Chinatown Market founder and creative director Mike Cherman introduced McLaughlin to Brown who said she was a natural fit for the project because of her ability to repurpose everyday objects into new styles. Allbirds gave her scraps and leftover fabrics and materials from its prototype laboratory, and the result is one-of-a-kind pieces including a utility vest made entirely of Allbirds uppers and a lounge chair built out of knit squares from sample testing.

“She is a real champion of the idea that you don’t have to start from scratch to make something new, and has helped make the concept of designing sustainably more accessible,” Brown said.
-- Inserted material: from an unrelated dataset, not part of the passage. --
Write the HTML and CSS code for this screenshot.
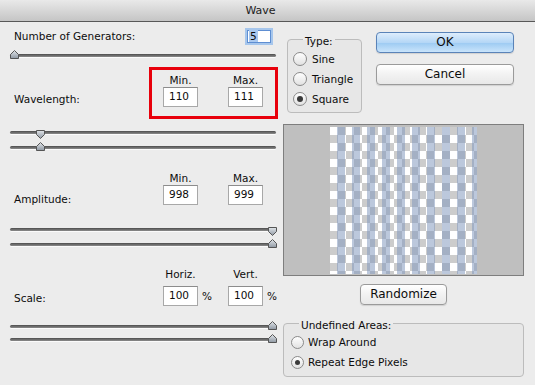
FILE: index.html
```html
<!DOCTYPE html>
<html lang="en">
<head>
    <meta charset="UTF-8">
    <title>Wave</title>
    <link rel="stylesheet" href="styles.css">
</head>
<body>
  <svg class="defs" width="0" height="0">
    <defs>
      <linearGradient id="tg" x1="0" y1="0" x2="0" y2="1">
        <stop offset="0" stop-color="#e2e6ea"/>
        <stop offset="1" stop-color="#8f98a3"/>
      </linearGradient>
    </defs>
  </svg>
  <div class="window">
    <div class="titlebar">Wave</div>
    <div class="dialog">
      <div class="controls">
        <div class="gen-row">
          <span class="label">Number of Generators:</span>
          <span class="num focus"><span class="sel">5</span></span>
        </div>
        <div class="slider">
          <div class="track"></div>
          <svg class="thumb" style="left:0px" width="9" height="9" viewBox="0 0 9 9"><path d="M4.5 .5 8.5 4.5v4H.5v-4z" fill="url(#tg)" stroke="#555"/></svg>
        </div>

        <div class="param wave">
          <span class="label">Wavelength:</span>
          <div class="fields marked">
            <span class="head">Min.</span>
            <span class="head">Max.</span>
            <span class="num">110</span>
            <span class="num">111</span>
          </div>
        </div>
        <div class="slider">
          <div class="track"></div>
          <svg class="thumb down" style="left:26px" width="9" height="9" viewBox="0 0 9 9"><path d="M.5 .5h8v4l-4 4-4-4z" fill="url(#tg)" stroke="#555"/></svg>
        </div>
        <div class="slider">
          <div class="track"></div>
          <svg class="thumb" style="left:26px" width="9" height="9" viewBox="0 0 9 9"><path d="M4.5 .5 8.5 4.5v4H.5v-4z" fill="url(#tg)" stroke="#555"/></svg>
        </div>

        <div class="param amp">
          <span class="label">Amplitude:</span>
          <div class="fields">
            <span class="head">Min.</span>
            <span class="head">Max.</span>
            <span class="num">998</span>
            <span class="num">999</span>
          </div>
        </div>
        <div class="slider">
          <div class="track"></div>
          <svg class="thumb down" style="left:258px" width="9" height="9" viewBox="0 0 9 9"><path d="M.5 .5h8v4l-4 4-4-4z" fill="url(#tg)" stroke="#555"/></svg>
        </div>
        <div class="slider">
          <div class="track"></div>
          <svg class="thumb" style="left:258px" width="9" height="9" viewBox="0 0 9 9"><path d="M4.5 .5 8.5 4.5v4H.5v-4z" fill="url(#tg)" stroke="#555"/></svg>
        </div>

        <div class="param scale">
          <span class="label">Scale:</span>
          <div class="fields pct">
            <span class="head">Horiz.</span>
            <span></span>
            <span class="head">Vert.</span>
            <span></span>
            <span class="num">100</span>
            <span class="unit">%</span>
            <span class="num">100</span>
            <span class="unit">%</span>
          </div>
        </div>
        <div class="slider">
          <div class="track"></div>
          <svg class="thumb" style="left:258px" width="9" height="9" viewBox="0 0 9 9"><path d="M4.5 .5 8.5 4.5v4H.5v-4z" fill="url(#tg)" stroke="#555"/></svg>
        </div>
        <div class="slider">
          <div class="track"></div>
          <svg class="thumb" style="left:258px" width="9" height="9" viewBox="0 0 9 9"><path d="M4.5 .5 8.5 4.5v4H.5v-4z" fill="url(#tg)" stroke="#555"/></svg>
        </div>
      </div>

      <div class="side">
        <div class="side-top">
          <div class="group type">
            <span class="group-title">Type:</span>
            <div class="radio-row"><span class="radio"></span>Sine</div>
            <div class="radio-row"><span class="radio"></span>Triangle</div>
            <div class="radio-row"><span class="radio on"></span>Square</div>
          </div>
          <div class="buttons">
            <div class="btn default">OK</div>
            <div class="btn">Cancel</div>
          </div>
        </div>
        <div class="preview-col">
          <div class="preview">
            <div class="pattern"></div>
          </div>
          <div class="btn randomize">Randomize</div>
          <div class="group areas">
            <span class="group-title">Undefined Areas:</span>
            <div class="radio-row"><span class="radio"></span>Wrap Around</div>
            <div class="radio-row"><span class="radio on"></span>Repeat Edge Pixels</div>
          </div>
        </div>
      </div>
    </div>
  </div>
</body>
</html>
```

FILE: styles.css
```css
* {
  margin: 0;
  padding: 0;
  box-sizing: border-box;
}
body {
  font-family: "DejaVu Sans", "Liberation Sans", sans-serif;
  font-size: 10.5px;
  color: #0c0c0c;
  background: #ececec;
}
.defs {
  position: absolute;
}
.window {
  width: 535px;
  height: 385px;
  overflow: hidden;
  background: #ececec;
}
.titlebar {
  height: 22px;
  line-height: 22px;
  padding-right: 14px;
  border-bottom: 1px solid #585858;
  background: linear-gradient(#e9e9e9, #c5c5c5);
  text-align: center;
  font-size: 11px;
  color: #222;
}
.dialog {
  display: flex;
}
.controls {
  width: 280px;
  flex: none;
}
.label {
  line-height: 13px;
  padding-left: 14px;
}

/* generators */
.gen-row {
  display: flex;
  justify-content: space-between;
  align-items: center;
  height: 17px;
  margin-top: 6px;
  padding-right: 9px;
}
.num {
  height: 20px;
  padding-left: 5px;
  border: 1px solid #a8a8a8;
  border-top-color: #8c8c8c;
  background: #fff;
  line-height: 16px;
}
.num.focus {
  width: 24px;
  height: 13px;
  padding-left: 1px;
  border-color: #5e8ed2;
  box-shadow: 0 0 0 2px #a6c6ec;
  line-height: 11px;
}
.sel {
  padding: 0 1px;
  background: #a9c8ef;
}

/* sliders */
.slider {
  position: relative;
  height: 12px;
  padding-top: 5px;
  margin: 0 4px 0 10px;
}
.gen-row + .slider { margin-top: 4px; }
.param.wave + .slider { margin-top: 7px; }
.param.amp + .slider { margin-top: 6px; }
.param.scale + .slider { margin-top: 2px; }
.slider + .slider { margin-top: 3px; }
.param.scale + .slider + .slider { margin-top: 1px; }
.track {
  height: 3px;
  border-radius: 2px;
  background: linear-gradient(#4c4c4c, #8c8c8c);
  box-shadow: 0 1px 0 #fbfbfb;
}
.thumb {
  position: absolute;
  top: 1px;
}
.thumb.down {
  top: 4px;
}

/* parameter blocks */
.param {
  display: flex;
  align-items: flex-end;
}
.param .label {
  width: 149px;
  flex: none;
}
.param.wave { margin-top: 6px; }
.param.wave .label { margin-bottom: 13px; }
.param.amp { margin-top: 12px; }
.param.amp .label { margin-bottom: 11px; }
.param.scale { margin-top: 11px; }
.param.scale .label { margin-bottom: 13px; }
.fields {
  display: grid;
  grid-template-columns: 35px 35px;
  column-gap: 30px;
  padding: 4px 12px 9px 11px;
  border: 3px solid transparent;
}
.fields.marked {
  border-color: #e8000b;
}
.fields.pct {
  grid-template-columns: 35px 30px 35px 12px;
  column-gap: 0;
}
.head {
  text-align: center;
  line-height: 13px;
}
.fields.pct .head {
  margin-bottom: 5px;
}
.unit {
  padding-left: 4px;
  line-height: 20px;
}

/* right side */
.side {
  flex: 1;
  padding-left: 3px;
}
.side-top {
  display: flex;
  align-items: flex-start;
  margin-top: 10px;
  padding-left: 4px;
}
.group {
  position: relative;
  border: 1px solid #bcbcbc;
  border-radius: 4px;
  background: #e7e7e7;
}
.group-title {
  position: absolute;
  top: -5px;
  left: 15px;
  padding: 0 2px;
  line-height: 13px;
  background: linear-gradient(#ececec 0 5px, #e7e7e7 5px);
}
.type {
  width: 75px;
  height: 74px;
  margin-top: 7px;
  padding: 9px 0 0 5px;
}
.radio-row {
  display: flex;
  align-items: center;
  gap: 5px;
  height: 20px;
}
.radio {
  position: relative;
  flex: none;
  width: 14px;
  height: 14px;
  border: 1px solid #8a8a8a;
  border-radius: 50%;
  background: linear-gradient(#fefefe, #e2e2e2);
}
.radio.on::after {
  content: "";
  position: absolute;
  left: 3px;
  top: 3px;
  width: 6px;
  height: 6px;
  border-radius: 50%;
  background: #3a3a3a;
}
.buttons {
  display: flex;
  flex-direction: column;
  gap: 11px;
  width: 138px;
  margin-left: 14px;
}
.btn {
  height: 21px;
  border: 1px solid #9a9a9a;
  border-radius: 4px;
  background: linear-gradient(#ffffff, #f2f2f2 50%, #e8e8e8);
  box-shadow: 0 1px 1px rgba(0, 0, 0, 0.12);
  text-align: center;
  line-height: 19px;
  font-size: 12px;
}
.btn.default {
  border-color: #5a83b8;
  background: linear-gradient(#deedfc, #b5d7f6 50%, #9ccaf2 51%, #c9e4fb);
}
.preview-col {
  width: 241px;
}
.preview {
  display: flex;
  align-items: center;
  justify-content: center;
  height: 152px;
  margin-top: 11px;
  border: 1px solid #7e7e7e;
  background: #bfbfbf;
}
.pattern {
  width: 147px;
  height: 147px;
  background-image:
    repeating-linear-gradient(90deg, transparent 0 7px, rgba(128, 151, 189, 0.53) 7px 15px),
    conic-gradient(#ccc 0 25%, #fff 0 50%, #ccc 0 75%, #fff 0);
  background-size: auto, 16px 16px;
}
.btn.randomize {
  width: 87px;
  margin: 8px auto 0;
}
.areas {
  height: 54px;
  margin-top: 18px;
  padding: 8px 0 0 7px;
}
.areas .radio-row {
  gap: 4px;
}
.areas .radio {
  width: 13px;
  height: 13px;
}
.areas .radio.on::after {
  left: 3px;
  top: 3px;
  width: 5px;
  height: 5px;
}
```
Brown added that the partnership was inspired by challenges created by COVID-19. The inability to travel disrupted many creatives’ workflows, but most, if not all, have found a way to produce during these unprecedented and uncertain times. But as they get their projects off the ground, the partners aim to create a sustainable foundation for future design.

Cherman said, “The ultimate goal of what this can bring to the market is a solidified view and understanding of how special Allbirds’ product really is and how we all need to take notes on the realities of true sustainability. Sometimes the message can get lost among the commerce and business of it all, but in slowing down this process, working with a select crew of insanely talented designers, we hope to inspire the next generation of kids to go out there and make change through design.”

Brown and Cherman did not reveal the other designers taking part in this project, but Cherman said, “Each creator will bring their own lens and perspective to the project as a whole and we’re excited to see where they take it.”